Fui oferecê-lo à minha namorada, de sorriso na cara!
- Toma, é para ti! – digo, com um tom de voz pró-melado e de braço estendido com o cestinho bonito e baratinho, na esperança de resgatar um beijo apaixonado!
- Que feio! – responde-me.
Compreendo que o cestinho, olhando bem para ele, era mais barato do que bonitinho, mas não era preciso tamanho realismo!
Naquele momento precisava de um amigo, daqueles a quem oferecemos coisas e está tudo bem, porque o que conta é a intenção e logo depois esquecemos a prenda e perdemos-nos a falar de miúdas e algum futebol.

Anos mais tarde, a namorada tornou-se esposa, admirável pela postura, pelo realismo, que faz com que não confunda as prioridades e não se zangue se me esqueço do seu aniversário…porque para ela, mais importante do que as datas, é o dia-a-dia!
Ufa, ainda bem, porque nunca me lembro do seu aniversário, nem mesmo do meu, que me é recordado pelo telefonema da minha mãe, desejando-me os parabéns e fazendo-me lembrar que a minha existência é das coisas mais importantes para alguém!
Como tal, não temos datas, ansiosamente esperadas, como se não houvesse antes e depois desse dias especiais…
Mas…há um dia no ano, em que ela me diz:  – Sabes que dia é amanhã?
Esse dia de amanhã, é o dia do nosso casamento, que sei que é em Setembro, mas não me lembro do dia, apenas sei que é no dia seguinte ao dia em que me diz: – Sabes que dia é amanhã? – que de forma inteligente relembra, evitando dramas!
Mas é precisamente aqui que o meu drama começa. Se a Cristina, mesmo sem lhe dizer nada, acerta naquilo que quero, ou preciso, as minhas escolhas costumam ser um tiro ao lado, que a psicanálise explica pelo trauma que vivi na adolescência, com a compra de um cesto com um cacto e uma flor, por cento e cinquenta escudos, numa loja dos trezentos, para oferecer a uma miúda com bom gosto! Foi a tempestade perfeita, que muitos, por muito menos se metem na droga.

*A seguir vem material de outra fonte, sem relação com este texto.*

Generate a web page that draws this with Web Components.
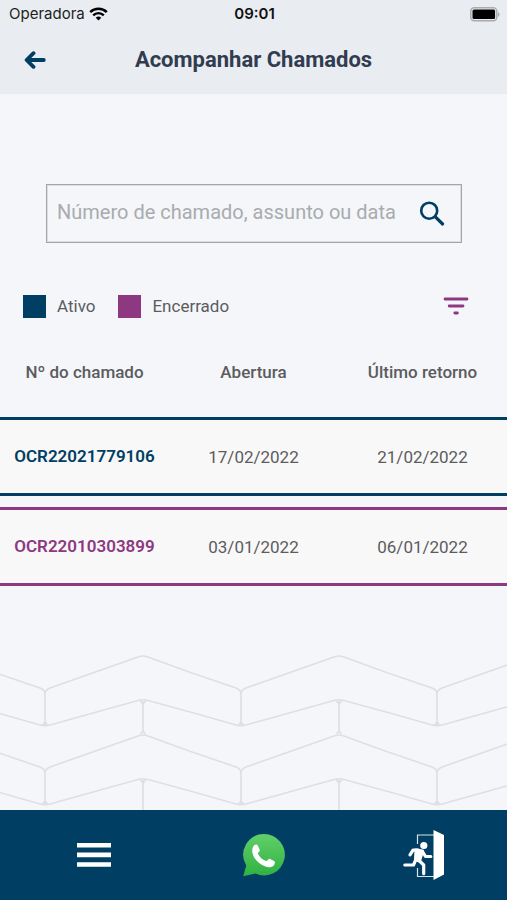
<!DOCTYPE html>
<html lang="pt-BR">
<head>
<meta charset="utf-8">
<meta name="viewport" content="width=device-width, initial-scale=1">
<title>Acompanhar Chamados</title>
<style>
  :root {
    --navy: #013e63;
    --purple: #8d3881;
    --text: #5c5c5e;
    --page: #f4f6fa;
    --bar: #e9edf1;
  }
  body {
    margin: 0;
    background: var(--page);
    color: var(--text);
    font-family: Roboto, "Liberation Sans", sans-serif;
    font-size: 17px;
    line-height: 24px;
  }
</style>
</head>
<body>
<tickets-app>
  <status-bar slot="top" carrier="Operadora" time="09:01"></status-bar>
  <page-header slot="top">Acompanhar Chamados</page-header>
  <search-box placeholder="Número de chamado, assunto ou data"></search-box>
  <filter-row>
    <legend-item>Ativo</legend-item>
    <legend-item kind="closed">Encerrado</legend-item>
  </filter-row>
  <ticket-table></ticket-table>
  <chevron-pattern></chevron-pattern>
  <bottom-nav slot="bottom"></bottom-nav>
</tickets-app>

<script>
class BaseElement extends HTMLElement {
  constructor() {
    super();
    this.attachShadow({ mode: "open" });
  }

  connectedCallback() {
    this.shadowRoot.innerHTML = `
      <style>
        :host { display: block; }
        * { box-sizing: border-box; }
        svg { display: block; }
        button {
          padding: 0;
          border: none;
          background: none;
          cursor: pointer;
        }
      </style>
      ${this.render()}
    `;
  }
}

class TicketsApp extends BaseElement {
  render() {
    return `
      <style>
        :host {
          display: flex;
          flex-direction: column;
          min-height: 100vh;
        }
        header { background: var(--bar); }
        main {
          flex: 1;
          display: flex;
          flex-direction: column;
          padding-top: 90px;
        }
      </style>
      <header><slot name="top"></slot></header>
      <main><slot></slot></main>
      <slot name="bottom"></slot>
    `;
  }
}

class StatusBar extends BaseElement {
  render() {
    return `
      <style>
        :host {
          display: grid;
          grid-template-columns: 1fr auto 1fr;
          align-items: center;
          padding: 2px 7px 2px 9px;
          color: #1d1f21;
          font-family: Inter, "Liberation Sans", sans-serif;
          font-size: 15px;
        }
        .carrier { display: flex; align-items: center; gap: 4px; }
        .time { font-weight: 600; color: #111; }
        .battery { justify-self: end; }
      </style>
      <span class="carrier">
        ${this.getAttribute("carrier")}
        <svg width="19" height="14" viewBox="0 0 19 14" fill="none" stroke="#000" stroke-width="2.4">
          <path d="M1.2 5.2a11.8 11.8 0 0 1 16.6 0"/>
          <path d="M4.2 8.3a7.5 7.5 0 0 1 10.6 0"/>
          <path d="M9.500 13.500L6.700 10.800a4 4 0 0 1 5.600 0z" fill="#000" stroke="none"/>
        </svg>
      </span>
      <span class="time">${this.getAttribute("time")}</span>
      <svg class="battery" width="30" height="15" viewBox="0 0 30 15">
        <rect x=".8" y=".8" width="26" height="13" rx="3.500" fill="none" stroke="#aaacae" stroke-width="1.500"/>
        <rect x="2.500" y="2.500" width="22.600" height="9.600" rx="1.500" fill="#000"/>
        <path d="M28 5a2.800 2.800 0 0 1 0 5z" fill="#aaacae"/>
      </svg>
    `;
  }
}

class PageHeader extends BaseElement {
  render() {
    return `
      <style>
        :host {
          display: grid;
          grid-template-columns: 48px 1fr 48px;
          align-items: center;
          padding: 8px 11px 10px;
        }
        button {
          display: grid;
          place-items: center;
          height: 48px;
        }
        h1 {
          margin: 0;
          color: #313c50;
          font-size: 22px;
          font-weight: 700;
          line-height: 32px;
          text-align: center;
        }
      </style>
      <button type="button" aria-label="Voltar">
        <svg width="22" height="20" viewBox="0 0 22 20" fill="none" stroke="var(--navy)"
          stroke-width="3.800" stroke-linecap="round" stroke-linejoin="round">
          <path d="M19.800 10H3M9.500 3.200L2.600 10l6.900 6.800"/>
        </svg>
      </button>
      <h1><slot></slot></h1>
    `;
  }
}

class SearchBox extends BaseElement {
  render() {
    const placeholder = this.getAttribute("placeholder") || "";

    return `
      <style>
        form {
          display: flex;
          align-items: center;
          height: 59px;
          margin: 0 45px 0 46px;
          padding: 0 12px 0 10px;
          border: 1px solid #a4a5a8;
          outline: 1px solid #dcdde0;
          outline-offset: -2px;
        }
        input {
          flex: 1;
          min-width: 0;
          height: 40px;
          padding: 0 0 4px;
          border: none;
          outline: none;
          background: none;
          color: var(--text);
          font: inherit;
          font-size: 20px;
        }
        input::placeholder { color: #a9abae; opacity: 1; }
        button {
          display: grid;
          place-items: center;
          width: 34px;
          height: 40px;
        }
      </style>
      <form role="search">
        <input type="text" aria-label="${placeholder}" placeholder="${placeholder}">
        <button type="button" aria-label="Buscar">
          <svg width="26" height="26" viewBox="0 0 26 26" fill="none" stroke="var(--navy)" stroke-linecap="round">
            <circle cx="10.200" cy="9.700" r="8" stroke-width="2.600"/>
            <path d="M16.600 16.200l7 6.800" stroke-width="3.200"/>
          </svg>
        </button>
      </form>
    `;
  }
}

class LegendItem extends BaseElement {
  render() {
    const color = this.getAttribute("kind") === "closed" ? "--purple" : "--navy";

    return `
      <style>
        :host {
          display: flex;
          align-items: center;
          gap: 11px;
        }
        i {
          width: 23px;
          height: 23px;
          background: var(${color});
        }
      </style>
      <i></i><slot></slot>
    `;
  }
}

class FilterRow extends BaseElement {
  render() {
    return `
      <style>
        :host {
          display: flex;
          align-items: center;
          gap: 23px;
          margin-top: 43px;
          padding: 0 31px 0 23px;
        }
        button {
          display: grid;
          place-items: center;
          width: 40px;
          height: 40px;
          margin-left: auto;
        }
      </style>
      <slot></slot>
      <button type="button" aria-label="Filtrar">
        <svg width="26" height="18" viewBox="0 0 26 18" fill="none" stroke="var(--purple)"
          stroke-width="2.800" stroke-linecap="round">
          <path d="M2 2h22M6.200 9h13.800M11.800 16h2.600"/>
        </svg>
      </button>
    `;
  }
}

class TicketTable extends BaseElement {
  get tickets() {
    return [
      { id: "OCR22021779106", opened: "17/02/2022", returned: "21/02/2022", status: "active" },
      { id: "OCR22010303899", opened: "03/01/2022", returned: "06/01/2022", status: "closed" },
    ];
  }

  render() {
    const rows = this.tickets
      .map(
        (t) => `
          <tr class="${t.status}">
            <th scope="row">${t.id}</th>
            <td>${t.opened}</td>
            <td>${t.returned}</td>
          </tr>`
      )
      .join("");

    return `
      <style>
        :host { margin-top: 23px; }
        table {
          width: 100%;
          table-layout: fixed;
          border-spacing: 0 11px;
        }
        th, td { padding: 0; text-align: center; }
        thead th { height: 46px; padding-bottom: 22px; font-weight: 500; }
        tbody th, td {
          height: 79px;
          border: solid;
          border-width: 3px 0;
          background: #f8f8f8;
        }
        tbody th { padding-bottom: 2px; font-weight: 600; }
        .active > * { border-color: var(--navy); }
        .active th { color: var(--navy); }
        .closed > * { border-color: var(--purple); }
        .closed th { color: var(--purple); }
      </style>
      <table>
        <thead>
          <tr>
            <th scope="col">Nº do chamado</th>
            <th scope="col">Abertura</th>
            <th scope="col">Último retorno</th>
          </tr>
        </thead>
        <tbody>${rows}</tbody>
      </table>
    `;
  }
}

class ChevronPattern extends BaseElement {
  render() {
    return `
      <style>
        :host { margin-top: auto; }
      </style>
      <svg width="100%" height="155" aria-hidden="true">
        <defs>
          <pattern id="chevrons" x="-4" width="196" height="79" patternUnits="userSpaceOnUse">
            <g fill="none" stroke="#dddfe1" stroke-width="1.600">
              <path d="M0 18L44 33Q49 35 49 39Q49 35 54 33L142 2Q147 0 152 2L196 18"/>
              <path d="M0 57.500L44 70Q49 71.500 54 70L142 45.500Q147 44 152 45.500L196 57.500"/>
              <path d="M49 37v33M46 70.500L49 67L52 70.500M147 46v31M144 45.500L147 49L150 45.500M147 76L144 80M147 76L150 80"/>
            </g>
          </pattern>
        </defs>
        <rect width="100%" height="155" fill="url(#chevrons)"/>
      </svg>
    `;
  }
}

class BottomNav extends BaseElement {
  render() {
    return `
      <style>
        nav {
          display: grid;
          grid-template-columns: 188fr 152fr 167fr;
          height: 90px;
          background: var(--navy);
        }
        button { display: grid; place-items: center; }
      </style>
      <nav>
        <button type="button" aria-label="Menu">
          <svg width="34" height="24" viewBox="0 0 34 24" fill="#fff">
            <path d="M0 0h34v4.600H0zM0 9.600h34v4.600H0zM0 19.200h34v4.600H0z"/>
          </svg>
        </button>
        <button type="button" aria-label="WhatsApp">
          <svg width="42" height="44" viewBox="0 0 42 44">
            <defs>
              <linearGradient id="green" x2="0" y2="1">
                <stop offset="0" stop-color="#62cf68"/>
                <stop offset="1" stop-color="#2fb143"/>
              </linearGradient>
            </defs>
            <path fill="url(#green)" d="M21 1A20.700 20.700 0 1 1 12.500 40.500L.2 43.200L3.300 32.500A20.700 20.700 0 0 1 21 1z"/>
            <path fill="#fff" d="M10.400 13.300c1.600-2.400 3.500-2.300 4.400-.7l1.900 4.200c.5 1.200-1.500 2.600-1.900 3.600 1.800 3.600 4.600 6.200 8.300 7.700 1.200-.1 2.300-2.700 3.500-2.400l4.500 2.200c1.400.8.800 2.800-.2 4.300-2 2.200-5.200 2.600-8.600 1.300C15.700 30.900 10.900 26.200 9.500 19.900c-.5-2.400-.3-4.800.9-6.600z"/>
          </svg>
        </button>
        <button type="button" aria-label="Sair">
          <svg width="42" height="50" viewBox="0 0 42 50" fill="none" stroke="#fff">
            <path d="M14.500 14V5H31M14.500 38V46.500H31" stroke-width="1.200" opacity=".85"/>
            <path d="M30.500 0L41 5v39.500L30.500 50z" fill="#fff" stroke="none"/>
            <circle cx="20.800" cy="15.500" r="3.600" fill="#fff" stroke="none"/>
            <path d="M13 20l6.500 1-3 10-4-1.500z" fill="#fff" stroke-width="3" stroke-linejoin="round"/>
            <path d="M15.500 20.200h-5.500l-3 4.600M19.500 21.500l3 5h5.300M13.500 28l-3 7H1.800M15.500 30l5.200 5v8.700"
              stroke-width="3.200" stroke-linecap="round" stroke-linejoin="round"/>
          </svg>
        </button>
      </nav>
    `;
  }
}

customElements.define("status-bar", StatusBar);
customElements.define("page-header", PageHeader);
customElements.define("search-box", SearchBox);
customElements.define("legend-item", LegendItem);
customElements.define("filter-row", FilterRow);
customElements.define("ticket-table", TicketTable);
customElements.define("chevron-pattern", ChevronPattern);
customElements.define("bottom-nav", BottomNav);
customElements.define("tickets-app", TicketsApp);
</script>
</body>
</html>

Mas desta vez, quando diz a frase que insinua que amanhã fazemos anos de casados, estamos em frente a uma loja de malas. Fina como o Rato, aponta para a estante principal e diz: – Gosto muito daquela mala!
Ouço e comento com os meus botões: - É desta que vou acertar.
Sossegado ,iria passar na loja no dia seguinte, porque a estante estava cheia de malas iguais e todas…brancas!
Ah, é hoje! No fim do trabalho passo na loja e digo à senhora, apontando para a estante – Quero uma mala branca!
Sem eu perceber patavina, a senhora da loja em vez de tirar a que está mais à mão, tira a terceira mala, a contar da esquerda, da terceira prateleira!
Ao pôr a mala num saco, eu peço:  – Embrulhe, por favor!
Dirijo-me para casa, com um sorriso de orelha a orelha. Quando chego a Cristina já está pronta para sairmos…vamos jantar fora.
- Morzinho, isto é para ti!
Ela sorri, adivinhando que a prenda é a mala que ela apontou na montra da loja.
- Pousa a prenda no quarto. Abro quando chegarmos! – diz-me
Possuido de ansiedade por, pela primeira vez em dezassete anos desde a loja dos trezentos,acertar numa prenda oferecida à minha mulher, peço-lhe: – Abre agora, abre, abre!
Perante a insistência ela tira o embrulho da saca, abre-o, e: – A mala é bonita, mas não era esta que eu queria! – diz-me.
- Ui, mas é a mala branca que apontaste na montra da loja!
- Eu apontei para a mala branco pérola, que estava ao lado da mala branco sujo, na quarta prateleira…tu trouxeste-me a mala branca!

Fui apontar o tom de branco que ela quer, para no dia seguinte passar na loja, para trocar!